I was sitting by myself in a room full of people in a synagogue in Englewood New Jersey when I realized my life and who I really was. I wanted to shout it out. The chazzan was reading Parshat Pinchas and I was far from home in Itamar where our hill overlooks the very hill of Pinchas. As I looked around the room at the pews and the people and the light shining off the stain glassed windows I tried not to imagine myself pulling all the people with me to the place in my mind. It was like that hectic scene in The Graduate, and in that freezing room I became feverish as I traveled to the views of what and who was being read. The congregants sat unruffled by the text, collected and calm. A zealous act would prove me insane. I sat, unable to sound the siren.
But I soon lifted on a cloud to those delicious pine trees flowering in early July here in Israel, to the scent- clean, real and elevating. A tiny forest of sorts at that, but a wonderful position to view Awarta, the village home from time immemorial to Pinchas, Itamar, Elazar and the seventy elders. The very rocks you stand on tell stories of the past, of ancient times and the mossy stone gravesites that serve as monuments and as a testimony to the true owners of the Land. Huge fig trees are full of fruit in the heat of an open sky here and the land drips honey and milk. My mind wanders and I’m back in my natural habitat…
I dream of another place nearby, the inheritance of the daughters of Tzlofchad who demanded a place as their obligation and received the most beautiful in all of Israel. The wadi of Tirzah or Ein Beidan another name for it. From the peak of Mount Kabir it looks like a grassy maze deep down in the valley. It is hard to climb down from here because of the sheer steepness of it. With water running through it, in early Spring a carpet of pink and white almond blossoms adorn the blanket of land. The path of Avraham, the one he took from Aram Naharayim to Shechem, it is repaved in a primitive way with many potholes and fissures in the road.

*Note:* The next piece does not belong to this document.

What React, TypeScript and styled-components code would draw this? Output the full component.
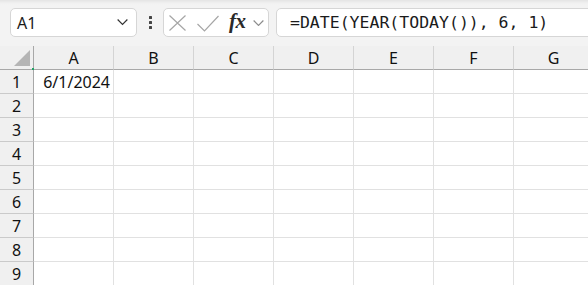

The air feels warmer here, more balmy. The scent is orange blossom and it feels restful, magical. Bamboo shoots and tall reeds cluster along banks of water. In bygone days King Solomon built summer palaces here, as well as many Canaanite and Israelite kings. The remains of these stone structures sag crumbling next to new mud thatched dwellings that stand leaning into the old ones. The stream flows east, into the Jordan. The Tammun mountains look as bare and tan as a camels back in the backdrop. Occasionally a dark skinned woman would walk by boasting a golden tooth carrying a huge basket on her head. An old man wearing a kaffiyah would lead a donkey or a mule laden with wares. At the turn in the road where a small waterfall emptied into furrows the road would be always wet, even in the hot dry summer. At this scenic shaded corner a huge stone wall was built. Young Arab men could be seen at their corner café on the high porch of the wall drinking their Turkish coffee, playing shesh besh and other games. It seems the picture of ideal tranquility. I awaken from my fantasy. This tucked away seemingly forgotten land was forfieted in the Oslo accords and I can only really dream of it. From Englewood New Jersey and from my home in Itamar only moments away from this scene.

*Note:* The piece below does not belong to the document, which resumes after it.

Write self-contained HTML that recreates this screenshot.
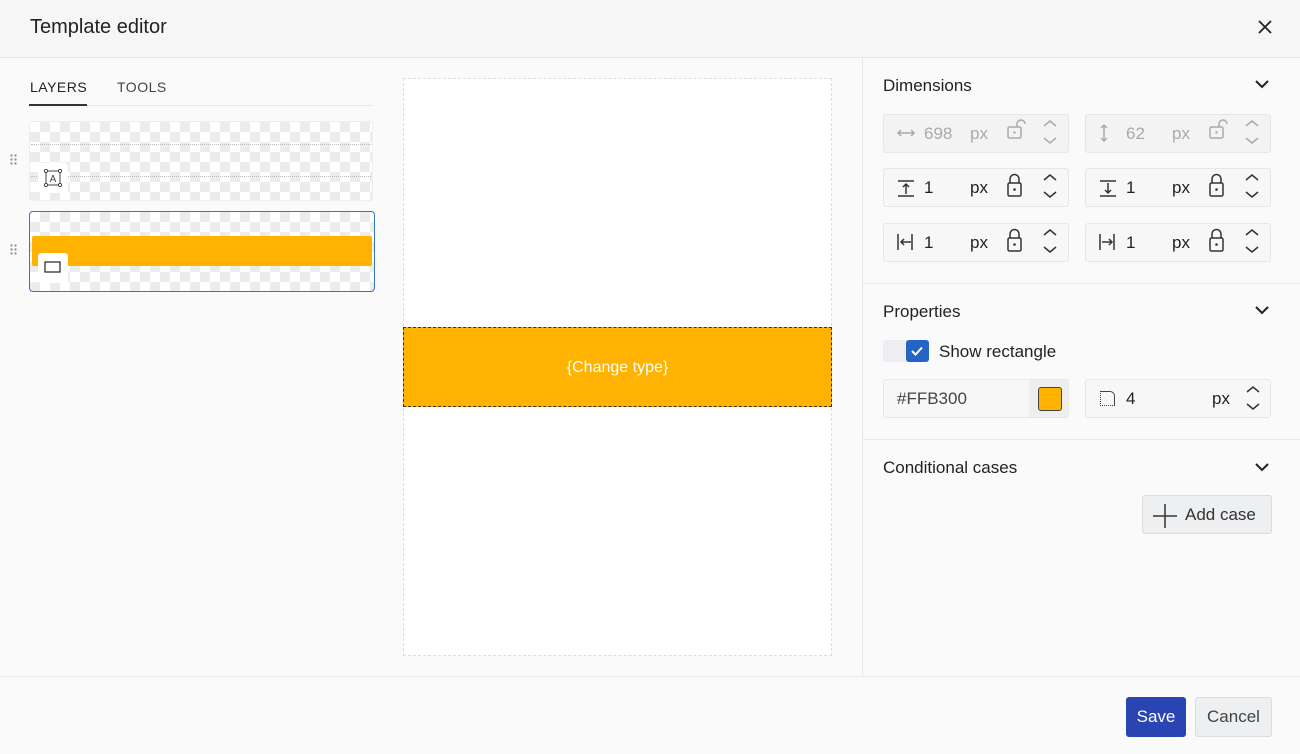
<!DOCTYPE html>
<html><head><style>
*{box-sizing:border-box;margin:0;padding:0}
body{width:1300px;height:754px;background:#fafafa;font-family:"Liberation Sans",sans-serif;color:#222;position:relative;overflow:hidden}
.abs{position:absolute}
.hdr{left:0;top:0;width:1300px;height:58px;background:#f6f6f6;border-bottom:1px solid #e8e8e8}
.chk{background-color:#fff;background-image:linear-gradient(45deg,#ececec 25%,transparent 25%,transparent 75%,#ececec 75%),linear-gradient(45deg,#ececec 25%,transparent 25%,transparent 75%,#ececec 75%);background-size:20px 20px;background-position:0 0,10px 10px}
.inp{position:absolute;width:186px;height:39px;border:1px solid #e6e6e6;border-radius:3px;background:#f7f7f7;font-size:17px}
.inp span{position:absolute;top:9px}
.dis{color:#aaa}
.sec{font-size:17px;color:#222;position:absolute;left:883px}
.chev{position:absolute;left:1254px}
</style></head><body>
<div class="abs hdr"><div class="abs" style="left:30px;top:16px;font-size:20px;color:#222">Template editor</div>
<svg class="abs" style="left:1257px;top:19px" width="16" height="16"><path d="M2 2L14 14M14 2L2 14" stroke="#222" stroke-width="1.8"/></svg></div>

<div class="abs" style="left:30px;top:79px;font-size:14px;letter-spacing:.5px;color:#222">LAYERS</div>
<div class="abs" style="left:117px;top:79px;font-size:14px;letter-spacing:.5px;color:#444">TOOLS</div>
<div class="abs" style="left:29px;top:105px;width:344px;height:1px;background:#e6e6e6"></div>
<div class="abs" style="left:29px;top:104px;width:58px;height:2px;background:#333"></div>

<svg class="abs" style="left:10px;top:154px" width="8" height="12" fill="#999"><circle cx="1.5" cy="1.5" r="1.2"/><circle cx="5.5" cy="1.5" r="1.2"/><circle cx="1.5" cy="5.5" r="1.2"/><circle cx="5.5" cy="5.5" r="1.2"/><circle cx="1.5" cy="9.5" r="1.2"/><circle cx="5.5" cy="9.5" r="1.2"/></svg>
<div class="abs chk" style="left:29px;top:121px;width:344px;height:80px;border:1px solid #eee;border-radius:3px"></div>
<div class="abs" style="left:31px;top:144px;width:340px;border-top:1px dotted #bbb"></div>
<div class="abs" style="left:31px;top:176px;width:340px;border-top:1px dotted #bbb"></div>
<div class="abs" style="left:38px;top:163px;width:30px;height:30px;background:#fff;border-radius:3px"></div>
<svg class="abs" style="left:44px;top:169px" width="18" height="18"><rect x="2" y="2" width="14" height="14" fill="none" stroke="#444"/><circle cx="2" cy="2" r="1.6" fill="#fff" stroke="#444"/><circle cx="16" cy="2" r="1.6" fill="#fff" stroke="#444"/><circle cx="2" cy="16" r="1.6" fill="#fff" stroke="#444"/><circle cx="16" cy="16" r="1.6" fill="#fff" stroke="#444"/><text x="9" y="13" font-size="10" text-anchor="middle" fill="#444" font-family="Liberation Sans">A</text></svg>

<svg class="abs" style="left:10px;top:244px" width="8" height="12" fill="#999"><circle cx="1.5" cy="1.5" r="1.2"/><circle cx="5.5" cy="1.5" r="1.2"/><circle cx="1.5" cy="5.5" r="1.2"/><circle cx="5.5" cy="5.5" r="1.2"/><circle cx="1.5" cy="9.5" r="1.2"/><circle cx="5.5" cy="9.5" r="1.2"/></svg>
<div class="abs chk" style="left:29px;top:211px;width:346px;height:81px;border:1.5px solid #3a72c4;border-radius:4px"></div>
<div class="abs" style="left:32px;top:236px;width:340px;height:30px;background:#ffb300;border-radius:2px"></div>
<div class="abs" style="left:38px;top:253px;width:30px;height:30px;background:#fff;border-radius:3px"></div>
<svg class="abs" style="left:44px;top:260px" width="18" height="14"><rect x="1" y="2" width="15" height="10" fill="none" stroke="#333" stroke-width="1.3"/></svg>

<div class="abs" style="left:403px;top:78px;width:429px;height:578px;background:#fff;border:1px dashed #ddd"></div>
<div class="abs" style="left:403px;top:327px;width:429px;height:80px;background:#ffb300;border:1px dashed #333;color:#fff;font-size:16px;text-align:center;line-height:80px">{Change type}</div>

<div class="abs" style="left:862px;top:58px;width:1px;height:618px;background:#e8e8e8"></div>
<div class="abs" style="left:0;top:676px;width:1300px;height:1px;background:#e8e8e8"></div>

<div class="sec" style="top:76px">Dimensions</div>
<svg class="chev" style="top:78px" width="16" height="12"><path d="M2 3L8 9L14 3" fill="none" stroke="#222" stroke-width="2"/></svg>

<div class="inp dis" style="left:883px;top:114px;background:#f3f3f3"><span style="left:40px">698</span><span style="left:86px">px</span></div>
<div class="inp dis" style="left:1085px;top:114px;background:#f3f3f3"><span style="left:40px">62</span><span style="left:86px">px</span></div>
<div class="inp" style="left:883px;top:168px"><span style="left:40px">1</span><span style="left:86px">px</span></div>
<div class="inp" style="left:1085px;top:168px"><span style="left:40px">1</span><span style="left:86px">px</span></div>
<div class="inp" style="left:883px;top:223px"><span style="left:40px">1</span><span style="left:86px">px</span></div>
<div class="inp" style="left:1085px;top:223px"><span style="left:40px">1</span><span style="left:86px">px</span></div>

<svg class="abs" style="left:883px;top:114px" width="400" height="160">
<g fill="none" stroke-width="1.5">
<g stroke="#aaa"><path d="M15 19h16M18 16l-3 3 3 3M28 16l3 3-3 3"/><path d="M221 11v16M218 14l3-3 3 3M218 24l3 3 3-3"/>
<g transform="translate(-7,0)"><rect x="132" y="13" width="13" height="11" rx="1.5"/><path d="M141 13V10a4 4 0 0 1 8 0"/><rect x="334" y="13" width="13" height="11" rx="1.5"/><path d="M343 13V10a4 4 0 0 1 8 0"/></g>
<path d="M161 12l6-5 6 5M161 24l6 5 6-5M363 12l6-5 6 5M363 24l6 5 6-5"/></g>
<g stroke="#333"><path d="M15 67h16M15 82h16M23 80v-10M20 73l3-3 3 3"/><path d="M217 67h16M217 82h16M225 69v10M222 76l3 3 3-3"/>
<path d="M15 120v16M29 120v16M18 128h10M21 125l-3 3 3 3"/><path d="M217 120v16M231 120v16M219 128h10M226 125l3 3-3 3"/>
<g transform="translate(-7,0)"><rect x="132" y="69" width="13" height="13" rx="1.5"/><path d="M134 69v-4a4.5 4.5 0 0 1 9 0v4"/><rect x="334" y="69" width="13" height="13" rx="1.5"/><path d="M336 69v-4a4.5 4.5 0 0 1 9 0v4"/>
<rect x="132" y="124" width="13" height="13" rx="1.5"/><path d="M134 124v-4a4.5 4.5 0 0 1 9 0v4"/><rect x="334" y="124" width="13" height="13" rx="1.5"/><path d="M336 124v-4a4.5 4.5 0 0 1 9 0v4"/></g>
<path d="M161 66l6-5 6 5M161 78l6 5 6-5M363 66l6-5 6 5M363 78l6 5 6-5M161 121l6-5 6 5M161 133l6 5 6-5M363 121l6-5 6 5M363 133l6 5 6-5"/></g>
<g fill="#333" stroke="none" transform="translate(-7,0)"><circle cx="138.5" cy="75.5" r="1.3"/><circle cx="340.5" cy="75.5" r="1.3"/><circle cx="138.5" cy="130.5" r="1.3"/><circle cx="340.5" cy="130.5" r="1.3"/></g>
<g fill="#aaa" stroke="none" transform="translate(-7,0)"><circle cx="138.5" cy="18.5" r="1.2"/><circle cx="340.5" cy="18.5" r="1.2"/></g>
</g></svg>

<div class="abs" style="left:862px;top:283px;width:438px;height:1px;background:#e8e8e8"></div>
<div class="sec" style="top:302px">Properties</div>
<svg class="chev" style="top:304px" width="16" height="12"><path d="M2 3L8 9L14 3" fill="none" stroke="#222" stroke-width="2"/></svg>
<div class="abs" style="left:883px;top:340px;width:46px;height:22px;background:#eceef1;border-radius:3px"></div>
<div class="abs" style="left:906px;top:340px;width:23px;height:22px;background:#2563c4;border-radius:3px"></div>
<svg class="abs" style="left:909px;top:344px" width="16" height="14"><path d="M3 7l3.5 3.5L13 3.5" fill="none" stroke="#fff" stroke-width="2"/></svg>
<div class="abs" style="left:939px;top:342px;font-size:17px">Show rectangle</div>
<div class="inp" style="left:883px;top:379px"><span style="left:13px;color:#444">#FFB300</span><div class="abs" style="left:145px;top:0;width:40px;height:37px;background:#eeeeee"></div><div class="abs" style="left:154px;top:7px;width:24px;height:24px;background:#ffb300;border:1px solid #444;border-radius:3px"></div></div>
<div class="inp" style="left:1085px;top:379px"><span style="left:14px;width:15px;height:15px;top:11px;border:1.3px dotted #444;border-top-right-radius:5px;border-top-style:solid;border-right-style:solid"></span><span style="left:40px">4</span><span style="left:126px">px</span>
<svg class="abs" style="left:159px;top:6px" width="16" height="28"><path d="M2 6l6-5 6 5M2 18l6 5 6-5" fill="none" stroke="#333" stroke-width="1.5"/></svg></div>

<div class="abs" style="left:862px;top:439px;width:438px;height:1px;background:#e8e8e8"></div>
<div class="sec" style="top:458px">Conditional cases</div>
<svg class="chev" style="top:461px" width="16" height="12"><path d="M2 3L8 9L14 3" fill="none" stroke="#222" stroke-width="2"/></svg>
<div class="abs" style="left:1142px;top:495px;width:130px;height:39px;background:#eeeff1;border:1px solid #ddd;border-radius:3px;font-size:17px;color:#333"><svg class="abs" style="left:9px;top:7px" width="26" height="26"><path d="M13 1v24M1 13h24" stroke="#333" stroke-width="1.5"/></svg><span class="abs" style="left:42px;top:9px">Add case</span></div>

<div class="abs" style="left:1126px;top:697px;width:60px;height:40px;background:#2a45b3;border-radius:3px;color:#fff;font-size:17px;text-align:center;line-height:40px">Save</div>
<div class="abs" style="left:1195px;top:697px;width:77px;height:40px;background:#eeeff1;border:1px solid #ddd;border-radius:3px;color:#444;font-size:17px;text-align:center;line-height:38px">Cancel</div>
</body></html>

As our story of Zionism changes and morphs before our very eyes – the rise of our own Jewish state- the early years, seemed nothing but a distant dream and it seemed like holy chutzpah to dream it. Today it seems taken for granted. Things are moving fast now and in that fast pace things get hidden, forgotten, some lost. Some are lost because of the deep pain it inflicts to think about them.
The zealous though are able to face that pain, to clarify it and try to fix it. They sound the alarm. This is the message of Pinchas. He was able to shout it out.